* [Source excerpt]
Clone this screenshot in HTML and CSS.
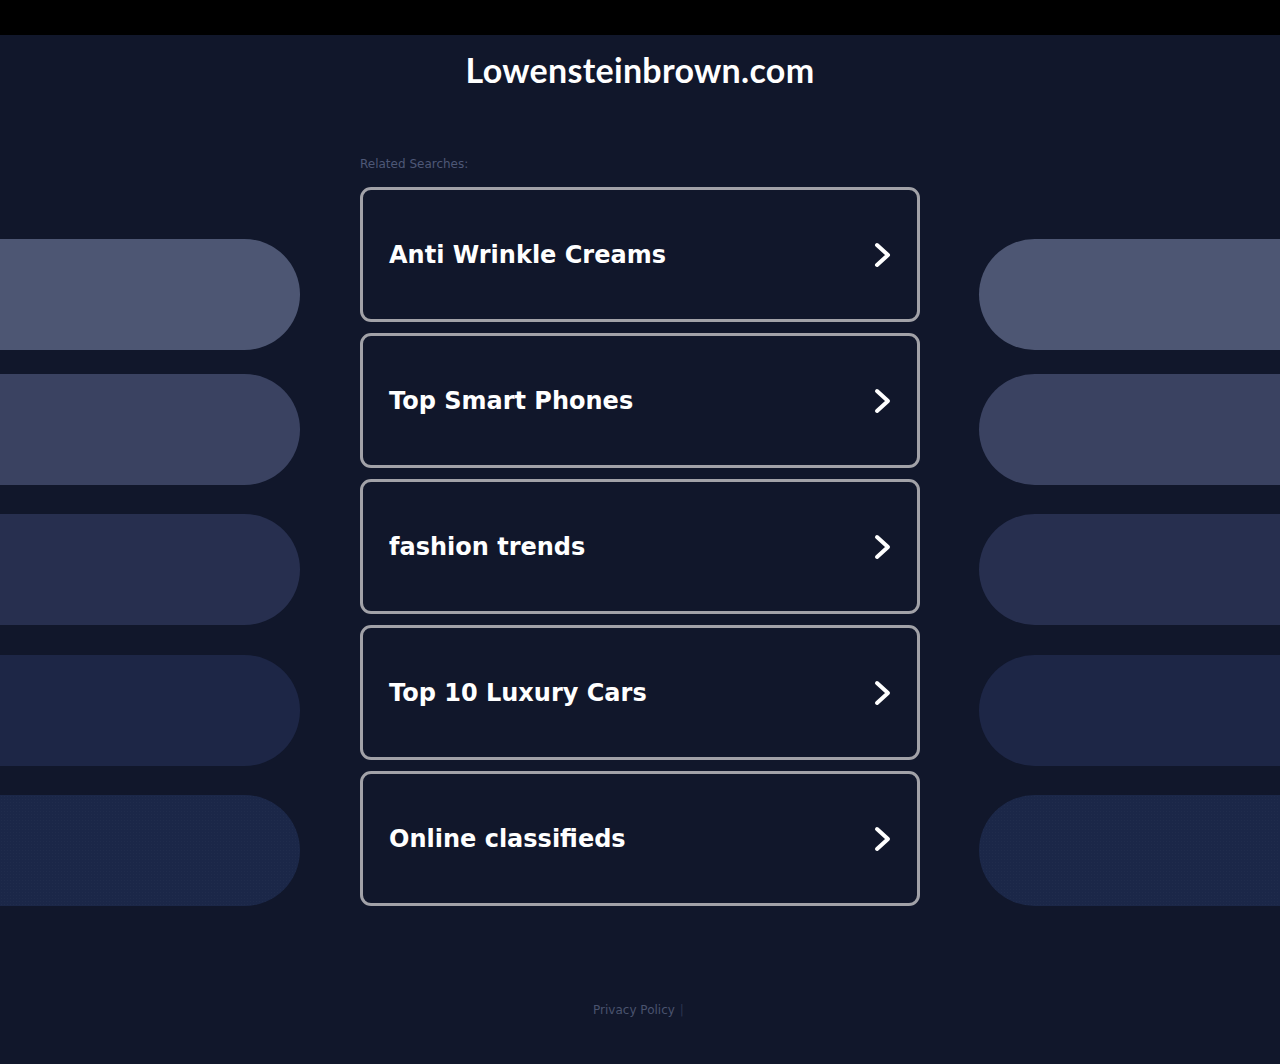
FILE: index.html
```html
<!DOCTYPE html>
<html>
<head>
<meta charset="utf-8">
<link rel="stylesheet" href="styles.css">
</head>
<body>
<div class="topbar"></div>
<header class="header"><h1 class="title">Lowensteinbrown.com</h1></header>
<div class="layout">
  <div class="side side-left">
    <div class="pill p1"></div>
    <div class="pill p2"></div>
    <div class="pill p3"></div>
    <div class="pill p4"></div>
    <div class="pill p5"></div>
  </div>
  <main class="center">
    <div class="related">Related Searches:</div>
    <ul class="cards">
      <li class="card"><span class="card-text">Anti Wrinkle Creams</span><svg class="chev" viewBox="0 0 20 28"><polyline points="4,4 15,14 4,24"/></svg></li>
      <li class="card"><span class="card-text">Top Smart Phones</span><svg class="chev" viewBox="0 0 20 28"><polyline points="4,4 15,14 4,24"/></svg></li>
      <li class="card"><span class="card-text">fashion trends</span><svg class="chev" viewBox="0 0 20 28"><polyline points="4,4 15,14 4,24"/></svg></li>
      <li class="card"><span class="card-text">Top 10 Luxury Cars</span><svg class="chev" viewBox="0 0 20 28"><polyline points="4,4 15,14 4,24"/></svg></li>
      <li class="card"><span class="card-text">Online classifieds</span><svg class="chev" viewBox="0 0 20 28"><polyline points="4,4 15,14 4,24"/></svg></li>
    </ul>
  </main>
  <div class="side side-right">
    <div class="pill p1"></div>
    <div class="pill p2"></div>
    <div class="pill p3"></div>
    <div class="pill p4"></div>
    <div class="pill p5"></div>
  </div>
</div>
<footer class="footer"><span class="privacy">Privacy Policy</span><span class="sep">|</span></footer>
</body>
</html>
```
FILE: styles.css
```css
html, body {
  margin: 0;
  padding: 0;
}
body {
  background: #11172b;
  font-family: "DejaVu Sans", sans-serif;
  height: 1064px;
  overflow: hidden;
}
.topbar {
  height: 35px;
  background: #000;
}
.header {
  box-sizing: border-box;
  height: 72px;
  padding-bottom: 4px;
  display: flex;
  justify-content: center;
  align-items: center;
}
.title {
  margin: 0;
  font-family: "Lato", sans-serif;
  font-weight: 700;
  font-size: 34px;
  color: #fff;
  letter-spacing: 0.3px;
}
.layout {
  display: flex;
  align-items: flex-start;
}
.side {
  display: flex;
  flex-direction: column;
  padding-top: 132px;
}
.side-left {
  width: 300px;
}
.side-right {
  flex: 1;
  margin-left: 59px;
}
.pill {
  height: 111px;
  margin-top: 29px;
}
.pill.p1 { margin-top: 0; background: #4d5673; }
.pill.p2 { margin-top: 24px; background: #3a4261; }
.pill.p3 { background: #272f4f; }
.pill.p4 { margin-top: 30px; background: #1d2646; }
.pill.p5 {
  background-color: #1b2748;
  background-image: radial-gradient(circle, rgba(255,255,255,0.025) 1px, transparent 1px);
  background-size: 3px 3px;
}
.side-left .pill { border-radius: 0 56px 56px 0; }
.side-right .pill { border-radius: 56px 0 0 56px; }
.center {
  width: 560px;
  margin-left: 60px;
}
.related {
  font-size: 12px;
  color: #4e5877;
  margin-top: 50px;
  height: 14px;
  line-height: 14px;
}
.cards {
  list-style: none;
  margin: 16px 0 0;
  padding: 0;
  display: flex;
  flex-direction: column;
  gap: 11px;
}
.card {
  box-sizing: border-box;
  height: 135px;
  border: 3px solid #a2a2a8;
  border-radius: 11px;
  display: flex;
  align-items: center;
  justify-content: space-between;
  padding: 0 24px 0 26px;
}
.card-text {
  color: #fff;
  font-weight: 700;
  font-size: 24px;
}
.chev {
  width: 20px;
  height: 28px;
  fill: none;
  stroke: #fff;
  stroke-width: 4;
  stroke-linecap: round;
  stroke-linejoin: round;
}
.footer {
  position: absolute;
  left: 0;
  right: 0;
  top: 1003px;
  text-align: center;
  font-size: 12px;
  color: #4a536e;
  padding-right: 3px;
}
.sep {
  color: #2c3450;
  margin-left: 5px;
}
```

* [Task prompt] All of the lines above should be retyped precisely, apart from the pictures.

* [Output for this task]
Clone this screenshot in HTML and CSS.
FILE: index.html
```html
<!DOCTYPE html>
<html>
<head>
<meta charset="utf-8">
<link rel="stylesheet" href="styles.css">
</head>
<body>
<div class="topbar"></div>
<header class="header"><h1 class="title">Lowensteinbrown.com</h1></header>
<div class="layout">
  <div class="side side-left">
    <div class="pill p1"></div>
    <div class="pill p2"></div>
    <div class="pill p3"></div>
    <div class="pill p4"></div>
    <div class="pill p5"></div>
  </div>
  <main class="center">
    <div class="related">Related Searches:</div>
    <ul class="cards">
      <li class="card"><span class="card-text">Anti Wrinkle Creams</span><svg class="chev" viewBox="0 0 20 28"><polyline points="4,4 15,14 4,24"/></svg></li>
      <li class="card"><span class="card-text">Top Smart Phones</span><svg class="chev" viewBox="0 0 20 28"><polyline points="4,4 15,14 4,24"/></svg></li>
      <li class="card"><span class="card-text">fashion trends</span><svg class="chev" viewBox="0 0 20 28"><polyline points="4,4 15,14 4,24"/></svg></li>
      <li class="card"><span class="card-text">Top 10 Luxury Cars</span><svg class="chev" viewBox="0 0 20 28"><polyline points="4,4 15,14 4,24"/></svg></li>
      <li class="card"><span class="card-text">Online classifieds</span><svg class="chev" viewBox="0 0 20 28"><polyline points="4,4 15,14 4,24"/></svg></li>
    </ul>
  </main>
  <div class="side side-right">
    <div class="pill p1"></div>
    <div class="pill p2"></div>
    <div class="pill p3"></div>
    <div class="pill p4"></div>
    <div class="pill p5"></div>
  </div>
</div>
<footer class="footer"><span class="privacy">Privacy Policy</span><span class="sep">|</span></footer>
</body>
</html>
```
FILE: styles.css
```css
html, body {
  margin: 0;
  padding: 0;
}
body {
  background: #11172b;
  font-family: "DejaVu Sans", sans-serif;
  height: 1064px;
  overflow: hidden;
}
.topbar {
  height: 35px;
  background: #000;
}
.header {
  box-sizing: border-box;
  height: 72px;
  padding-bottom: 4px;
  display: flex;
  justify-content: center;
  align-items: center;
}
.title {
  margin: 0;
  font-family: "Lato", sans-serif;
  font-weight: 700;
  font-size: 34px;
  color: #fff;
  letter-spacing: 0.3px;
}
.layout {
  display: flex;
  align-items: flex-start;
}
.side {
  display: flex;
  flex-direction: column;
  padding-top: 132px;
}
.side-left {
  width: 300px;
}
.side-right {
  flex: 1;
  margin-left: 59px;
}
.pill {
  height: 111px;
  margin-top: 29px;
}
.pill.p1 { margin-top: 0; background: #4d5673; }
.pill.p2 { margin-top: 24px; background: #3a4261; }
.pill.p3 { background: #272f4f; }
.pill.p4 { margin-top: 30px; background: #1d2646; }
.pill.p5 {
  background-color: #1b2748;
  background-image: radial-gradient(circle, rgba(255,255,255,0.025) 1px, transparent 1px);
  background-size: 3px 3px;
}
.side-left .pill { border-radius: 0 56px 56px 0; }
.side-right .pill { border-radius: 56px 0 0 56px; }
.center {
  width: 560px;
  margin-left: 60px;
}
.related {
  font-size: 12px;
  color: #4e5877;
  margin-top: 50px;
  height: 14px;
  line-height: 14px;
}
.cards {
  list-style: none;
  margin: 16px 0 0;
  padding: 0;
  display: flex;
  flex-direction: column;
  gap: 11px;
}
.card {
  box-sizing: border-box;
  height: 135px;
  border: 3px solid #a2a2a8;
  border-radius: 11px;
  display: flex;
  align-items: center;
  justify-content: space-between;
  padding: 0 24px 0 26px;
}
.card-text {
  color: #fff;
  font-weight: 700;
  font-size: 24px;
}
.chev {
  width: 20px;
  height: 28px;
  fill: none;
  stroke: #fff;
  stroke-width: 4;
  stroke-linecap: round;
  stroke-linejoin: round;
}
.footer {
  position: absolute;
  left: 0;
  right: 0;
  top: 1003px;
  text-align: center;
  font-size: 12px;
  color: #4a536e;
  padding-right: 3px;
}
.sep {
  color: #2c3450;
  margin-left: 5px;
}
```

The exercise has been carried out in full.